Despite it being used for virtually everything, and despite it being used even in high-volume, low-latency applications, XML is an abysmal format for almost everything, but in particular for applications that have timely constraints, including games (except maybe for storing the game's settings). Even for live data, a simple binary tagged format which basically does the same as XML, just not human-readable (say, a 16-bit node type, 32-bit length, followed by contents), will be many times faster to read and write.
XML is tempting because it is human readable, and you don't need more tools than a text editor to write an XML file. However, it is also overly verbose, doesn't handle several types of data (binary data, large amounts of numbers, etc.) too well, and it takes a very non-neglegible time to process.
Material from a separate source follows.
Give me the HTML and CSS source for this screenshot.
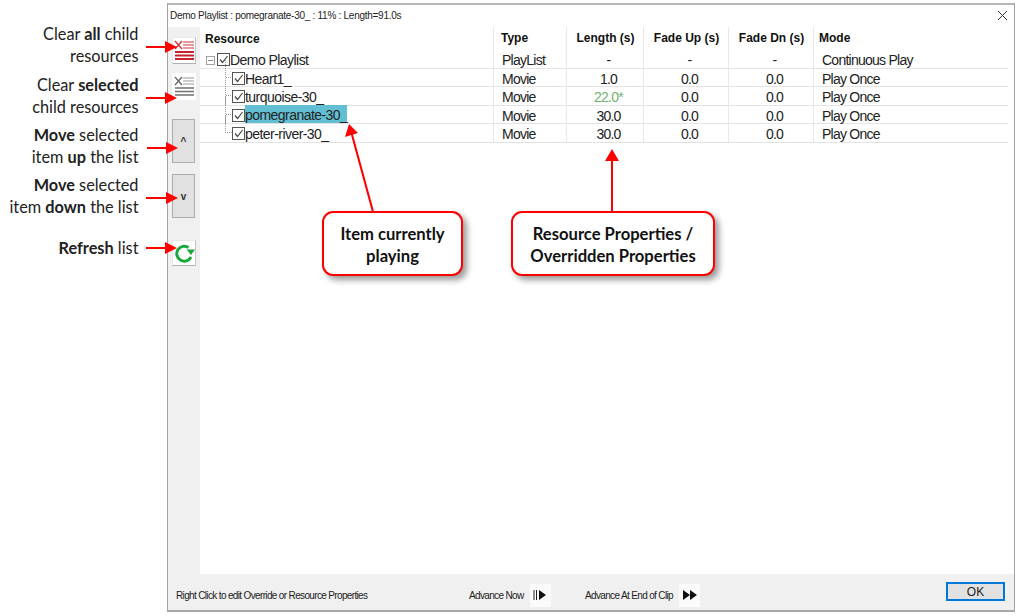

You can speed up parsing considerably by using a different parser, there are many alternatives (rapidxml, pugixml, whatever), however, that does not address the general problem of the format being overly verbose and human-readable to begin with.
While it is acceptable, and not even too uncommon, to use XML in one's production pipeline (though most people would rather use JSON or YAML), normally there is a custom-made tool that runs during the build process and that converts your XML files to a proprietary binary format which can ideally (not necessarily, but ideally) simply be loaded or memory-mapped as-is. No parsing whatsoever, just memory map, and set a pointer.
That same tool (or a similar one) will usually also read in other data such as e.g. textures which are stored in a variety of formats that may also be non-trivial to parse, and also put them into a binary game file in a way so they can just be mapped ready-to-go.
With the correct format, loading should be rather 0.45 seconds than 45 seconds.